**What needs to be done**
Return all lines in the material below that contain "Output".

**Records for the task**
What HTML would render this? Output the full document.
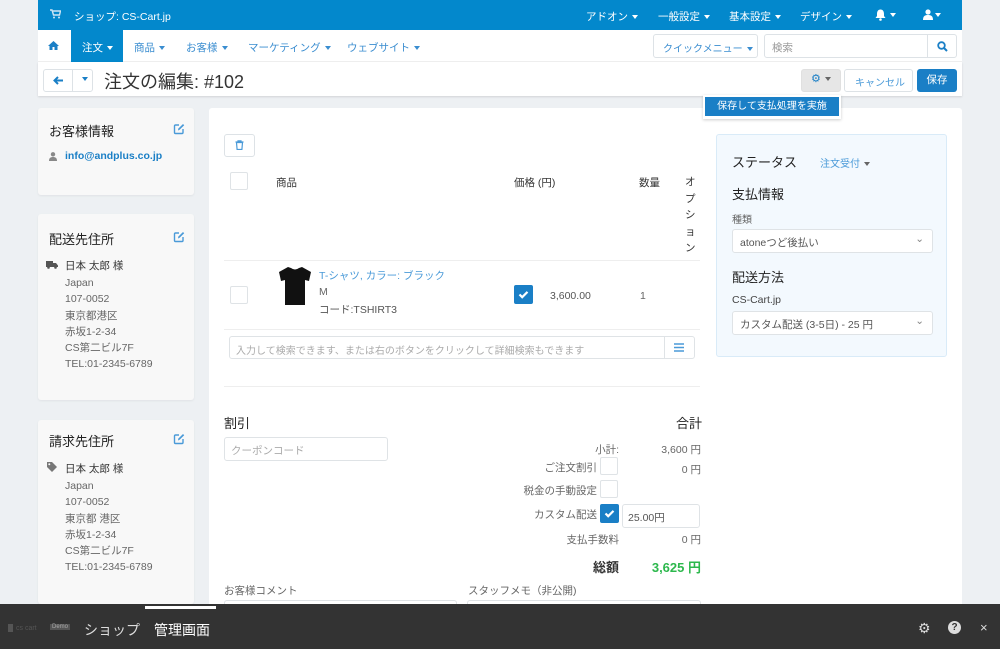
<!DOCTYPE html>
<html><head><meta charset="utf-8"><style>
*{box-sizing:border-box;margin:0;padding:0}
body{width:1000px;height:649px;overflow:hidden;background:#edf0f3;font-family:"Liberation Sans","Noto Sans CJK JP",sans-serif;font-size:11px;color:#333;position:relative}
.a{position:absolute}
.top{left:38px;top:0;width:924px;height:30px;background:#0388cc;color:#fff}
.top span{position:absolute;top:9px;font-size:10.5px}
.car{display:inline-block;width:0;height:0;border-left:3px solid transparent;border-right:3px solid transparent;border-top:4px solid currentColor;vertical-align:middle;margin-left:4px}
.nav{left:38px;top:30px;width:924px;height:32px;background:#fff;border-bottom:1px solid #f0f0f0}
.nav span{position:absolute;top:10px;color:#3a8dd0;font-size:10.5px}
.tb{left:38px;top:62px;width:924px;height:34px;background:#fff;box-shadow:0 1px 2px rgba(0,0,0,.12)}
.btn{position:absolute;border:1px solid #dde2e6;border-radius:3px;background:#fff}
.panel{background:#f8f8f8;border-radius:3px;box-shadow:0 1px 2px rgba(0,0,0,.06)}
.h{font-size:13px;color:#222;position:absolute}
.g{color:#666;position:absolute;font-size:10.5px}
.r{color:#666;position:absolute;font-size:10.5px;text-align:right;white-space:nowrap}
.cb{position:absolute;width:18px;height:18px;border:1px solid #dfe3e6;border-radius:2px;background:#fff}
.cbc{position:absolute;width:19px;height:19px;background:#1a7fc6;border-radius:2px}
.inp{position:absolute;border:1px solid #dfe3e6;border-radius:3px;background:#fff;color:#aaa;font-size:10.5px;padding:7px 6px}
</style></head><body>
<svg width="0" height="0" style="position:absolute"><defs>
<symbol id="ed" viewBox="0 0 12 12"><path d="M6 2H2.5A1 1 0 0 0 1.5 3v6.5a1 1 0 0 0 1 1H9a1 1 0 0 0 1-1V6" fill="none" stroke="#4a9ad8" stroke-width="1.4"/><path d="M5 7.5 5.3 5.6 10 1l1.2 1.2L6.6 6.8z" fill="#4a9ad8"/></symbol>
<symbol id="ck" viewBox="0 0 19 19"><rect width="19" height="19" rx="2" fill="#1a7fc6"/><path d="M5.5 9.5l2.7 2.7 5.3-5.3" fill="none" stroke="#fff" stroke-width="2.2"/></symbol>
</defs></svg>
<div class="a top">
<svg class="a" style="left:12px;top:9px" width="11" height="10" viewBox="0 0 11 10"><path d="M0 1h2l1.5 5h6l1-4H3" fill="none" stroke="#cfe6f5" stroke-width="1.4"/><circle cx="4" cy="8.5" r="1" fill="#cfe6f5"/><circle cx="9" cy="8.5" r="1" fill="#cfe6f5"/></svg>
<span style="left:36px">ショップ: CS-Cart.jp</span>
<span style="left:548px">アドオン<i class="car"></i></span>
<span style="left:620px">一般設定<i class="car"></i></span>
<span style="left:691px">基本設定<i class="car"></i></span>
<span style="left:762px">デザイン<i class="car"></i></span>
<svg class="a" style="left:837px;top:9px" width="11" height="12" viewBox="0 0 11 12"><path d="M5.5 0.5C3 0.5 2 2.5 2 5v2L0.5 9h10L9 7V5C9 2.5 8 0.5 5.5 0.5z" fill="#fff"/><circle cx="5.5" cy="10.5" r="1.3" fill="#fff"/></svg>
<span style="left:848px"><i class="car"></i></span>
<svg class="a" style="left:885px;top:9px" width="10" height="11" viewBox="0 0 10 11"><circle cx="5" cy="3" r="2.6" fill="#fff"/><path d="M0 11c0-4 2-5 5-5s5 1 5 5z" fill="#fff"/></svg>
<span style="left:893px"><i class="car"></i></span>
</div>
<div class="a nav">
<svg class="a" style="left:10px;top:11px" width="11" height="9" viewBox="0 0 11 9"><path d="M5.5 0L0 5h1.5v4h3V6h2v3h3V5H11z" fill="#1a7fc6"/></svg>
<div class="a" style="left:33px;top:0;width:52px;height:32px;background:#0388cc"></div>
<span style="left:44px;color:#fff">注文<i class="car"></i></span>
<span style="left:96px">商品<i class="car"></i></span>
<span style="left:148px">お客様<i class="car"></i></span>
<span style="left:210px">マーケティング<i class="car"></i></span>
<span style="left:309px">ウェブサイト<i class="car"></i></span>
<div class="btn" style="left:615px;top:4px;width:105px;height:24px"></div>
<span style="left:625px;font-size:10px">クイックメニュー<i class="car"></i></span>
<div class="btn" style="left:726px;top:4px;width:193px;height:24px"></div>
<span style="left:734px;color:#999">検索</span>
<div class="a" style="left:889px;top:5px;width:1px;height:22px;background:#dde2e6"></div>
<svg class="a" style="left:899px;top:11px" width="11" height="11" viewBox="0 0 11 11"><circle cx="4.5" cy="4.5" r="3.3" fill="none" stroke="#1a7fc6" stroke-width="1.8"/><path d="M7 7l3 3" stroke="#1a7fc6" stroke-width="2"/></svg>
</div>
<div class="a tb">
<div class="btn" style="left:5px;top:7px;width:50px;height:23px"></div>
<div class="a" style="left:34px;top:8px;width:1px;height:21px;background:#dde2e6"></div>
<svg class="a" style="left:15px;top:14px" width="10" height="9" viewBox="0 0 10 9"><path d="M5 1L1.5 4.5 5 8M1.5 4.5H10" fill="none" stroke="#1a7fc6" stroke-width="2"/></svg>
<span class="a" style="left:40px;top:11px;color:#1a7fc6"><i class="car"></i></span>
<div class="a" style="left:66px;top:6px;font-size:18px;color:#333">注文の編集: #102</div>
<div class="btn" style="left:763px;top:7px;width:40px;height:23px;background:#e6e6e6;border-color:#e0e0e0"></div>
<span class="a" style="left:773px;top:10px;color:#1a7fc6">&#9881;<i class="car" style="color:#666"></i></span>
<div class="btn" style="left:806px;top:7px;width:69px;height:23px"></div>
<span class="a" style="left:817px;top:12px;color:#4a9ad8;font-size:10px">キャンセル</span>
<div class="a" style="left:879px;top:7px;width:40px;height:23px;background:#1a7fc6;border-radius:3px;color:#fff;text-align:center;line-height:23px;font-size:10.5px">保存</div>
</div>
<!-- side panels -->
<div class="a panel" style="left:38px;top:108px;width:156px;height:87px">
<div class="h" style="left:11px;top:13px">お客様情報</div><svg class="a" style="left:135px;top:15px" width="12" height="12"><use href="#ed"/></svg>
<svg class="a" style="left:11px;top:44px" width="8" height="9" viewBox="0 0 8 9"><circle cx="4" cy="2.3" r="2.2" fill="#888"/><path d="M0 9c0-3 1.5-4 4-4s4 1 4 4z" fill="#888"/></svg>
<span class="a" style="left:27px;top:42px;color:#1a7fc6;font-weight:bold;font-size:10.5px">info@andplus.co.jp</span>
</div>
<div class="a panel" style="left:38px;top:214px;width:156px;height:186px">
<div class="h" style="left:11px;top:15px">配送先住所</div><svg class="a" style="left:135px;top:17px" width="12" height="12"><use href="#ed"/></svg>
<svg class="a" style="left:8px;top:47px" width="12" height="8" viewBox="0 0 12 8"><path d="M0 0h7v6H0zM7 2h3l2 2.5V6H7z" fill="#555"/><circle cx="2.5" cy="6.5" r="1.3" fill="#555"/><circle cx="9.5" cy="6.5" r="1.3" fill="#555"/></svg>
<span class="a" style="left:27px;top:44px;color:#333;font-size:10.5px">日本 太郎 様</span>
<div class="g" style="left:27px;top:61px;line-height:16.3px">Japan<br>107-0052<br>東京都港区<br>赤坂1-2-34<br>CS第二ビル7F<br>TEL:01-2345-6789</div>
</div>
<div class="a panel" style="left:38px;top:420px;width:156px;height:184px">
<div class="h" style="left:11px;top:11px">請求先住所</div><svg class="a" style="left:135px;top:13px" width="12" height="12"><use href="#ed"/></svg>
<svg class="a" style="left:9px;top:42px" width="10" height="10" viewBox="0 0 10 10"><path d="M0 0h5l5 5-5 5-5-5z" fill="#777"/><circle cx="2.3" cy="2.3" r="1" fill="#f8f8f8"/></svg>
<span class="a" style="left:27px;top:41px;color:#333;font-size:10.5px">日本 太郎 様</span>
<div class="g" style="left:27px;top:58px;line-height:16.3px">Japan<br>107-0052<br>東京都 港区<br>赤坂1-2-34<br>CS第二ビル7F<br>TEL:01-2345-6789</div>
</div>
<!-- main -->
<div class="a" style="left:209px;top:108px;width:753px;height:500px;background:#fff;border-radius:3px">
<div class="btn" style="left:15px;top:26px;width:31px;height:23px"></div>
<svg class="a" style="left:26px;top:32px" width="9" height="10" viewBox="0 0 9 10"><path d="M0.5 2h8M3 2V0.8h3V2M1.5 2.5l.6 7h4.8l.6-7z" fill="none" stroke="#4a9ad8" stroke-width="1.2"/></svg>
<div class="cb" style="left:21px;top:64px"></div>
<span class="a" style="left:67px;top:67px;font-size:10.5px">商品</span>
<span class="a" style="left:305px;top:67px;font-size:10.5px">価格 (円)</span>
<span class="a" style="left:430px;top:67px;font-size:10.5px">数量</span>
<div class="a" style="left:476px;top:66px;width:12px;line-height:16.5px;font-size:10.5px">オ<br>プ<br>シ<br>ョ<br>ン</div>
<div class="a" style="left:15px;top:152px;width:476px;height:1px;background:#eee"></div>
<div class="cb" style="left:21px;top:178px"></div>
<svg class="a" style="left:69px;top:157px" width="34" height="42" viewBox="0 0 34 42"><path d="M10 2 L13 3 Q17 6 21 3 L24 2 L33 7 L31 16 L27 15 L27 40 L7 40 L7 15 L3 16 L1 7 Z" fill="#111"/></svg>
<span class="a" style="left:110px;top:160px;color:#4a9ad8;font-size:10.5px">T-シャツ, カラー: ブラック</span>
<span class="g" style="left:110px;top:178px">M</span>
<span class="g" style="left:110px;top:194px;color:#555">コード:TSHIRT3</span>
<svg class="a" style="left:305px;top:177px" width="19" height="19"><use href="#ck"/></svg>
<span class="g" style="left:341px;top:182px;color:#555">3,600.00</span>
<span class="g" style="left:431px;top:182px">1</span>
<div class="a" style="left:15px;top:221px;width:476px;height:1px;background:#eee"></div>
<div class="inp" style="left:20px;top:228px;width:466px;height:23px;padding:5px 6px;color:#aaa;font-size:10px">入力して検索できます、または右のボタンをクリックして詳細検索もできます</div>
<div class="a" style="left:455px;top:229px;width:1px;height:21px;background:#dfe3e6"></div>
<svg class="a" style="left:465px;top:235px" width="10" height="9" viewBox="0 0 10 9"><path d="M0 1h10M0 4.5h10M0 8h10" stroke="#4a9ad8" stroke-width="1.6"/></svg>
<div class="a" style="left:15px;top:278px;width:476px;height:1px;background:#eee"></div>
<div class="h" style="left:15px;top:305px">割引</div>
<div class="h" style="left:467px;top:305px">合計</div>
<div class="inp" style="left:15px;top:329px;width:164px;height:24px;padding:5px 6px">クーポンコード</div>
<span class="r" style="right:343px;top:334px">小計:</span><span class="r" style="right:261px;top:334px">3,600 円</span>
<span class="r" style="right:365px;top:352px">ご注文割引</span><div class="cb" style="left:391px;top:349px"></div><span class="r" style="right:261px;top:354px">0 円</span>
<span class="r" style="right:365px;top:375px">税金の手動設定</span><div class="cb" style="left:391px;top:372px"></div>
<span class="r" style="right:365px;top:399px">カスタム配送</span><svg class="a" style="left:391px;top:396px" width="19" height="19"><use href="#ck"/></svg>
<div class="inp" style="left:413px;top:396px;width:78px;height:24px;padding:5px 5px;color:#555">25.00円</div>
<span class="r" style="right:343px;top:424px">支払手数料</span><span class="r" style="right:261px;top:424px">0 円</span>
<span class="r" style="right:343px;top:449px;font-size:13px;font-weight:bold;color:#333">総額</span>
<span class="r" style="right:261px;top:449px;font-size:13px;font-weight:bold;color:#2db84d">3,625 円</span>
<span class="g" style="left:15px;top:475px">お客様コメント</span>
<span class="g" style="left:259px;top:475px">スタッフメモ（非公開)</span>
<div class="a" style="left:15px;top:492px;width:233px;height:20px;border:1px solid #dfe3e6;border-radius:3px"></div>
<div class="a" style="left:258px;top:492px;width:234px;height:20px;border:1px solid #dfe3e6;border-radius:3px"></div>
<!-- status box -->
<div class="a" style="left:507px;top:26px;width:231px;height:223px;background:#f3f9fe;border:1px solid #d9ebf8;border-radius:3px">
<div class="h" style="left:15px;top:17px">ステータス</div>
<span class="a" style="left:103px;top:20px;color:#4a9ad8;font-size:10px">注文受付<i class="car" style="color:#666"></i></span>
<div class="h" style="left:15px;top:49px">支払情報</div>
<span class="g" style="left:15px;top:76px;font-size:10px">種類</span>
<div class="inp" style="left:15px;top:94px;width:201px;height:24px;padding:5px 7px;color:#555">atoneつど後払い<span style="position:absolute;right:8px;top:3px;color:#888">&#8964;</span></div>
<div class="h" style="left:15px;top:132px">配送方法</div>
<span class="g" style="left:15px;top:159px;color:#444">CS-Cart.jp</span>
<div class="inp" style="left:15px;top:176px;width:201px;height:24px;padding:5px 7px;color:#555">カスタム配送 (3-5日) - 25 円<span style="position:absolute;right:8px;top:3px;color:#888">&#8964;</span></div>
</div>
</div>
<!-- dropdown -->
<div class="a" style="left:703px;top:95px;width:138px;height:24px;background:#fff;box-shadow:0 1px 3px rgba(0,0,0,.2)"></div>
<div class="a" style="left:705px;top:97px;width:134px;height:19px;background:#1a7fc6;color:#fff;font-size:10px;text-align:center;line-height:19px">保存して支払処理を実施</div>
<!-- bottom bar -->
<div class="a" style="left:0;top:604px;width:1000px;height:45px;background:#333"></div>
<div class="a" style="left:145px;top:606px;width:71px;height:3px;background:#fff"></div>
<div class="a" style="left:8px;top:624px;width:5px;height:8px;background:#555"></div>
<span class="a" style="left:16px;top:625px;font-size:7px;color:#555">cs cart</span>
<span class="a" style="left:50px;top:624px;font-size:6px;color:#aaa;background:#555;padding:0 2px">Demo</span>
<span class="a" style="left:84px;top:620px;font-size:14px;color:#ddd">ショップ</span>
<span class="a" style="left:154px;top:620px;font-size:14px;color:#fff">管理画面</span>
<span class="a" style="left:918px;top:620px;font-size:14px;color:#ddd">&#9881;</span>
<span class="a" style="left:948px;top:621px;width:13px;height:13px;border-radius:50%;background:#ddd;color:#333;font-size:10px;font-weight:bold;text-align:center;line-height:13px">?</span>
<span class="a" style="left:980px;top:620px;font-size:13px;color:#ddd">&#215;</span>
</body></html>
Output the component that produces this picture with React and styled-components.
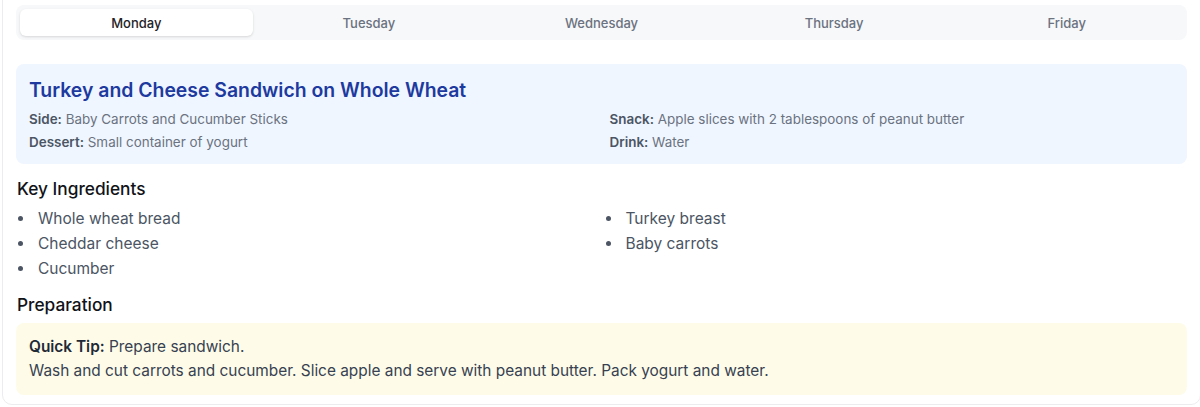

**Correct response**
What HTML would render this? Output the full document.
Output the component that produces this picture with React and styled-components.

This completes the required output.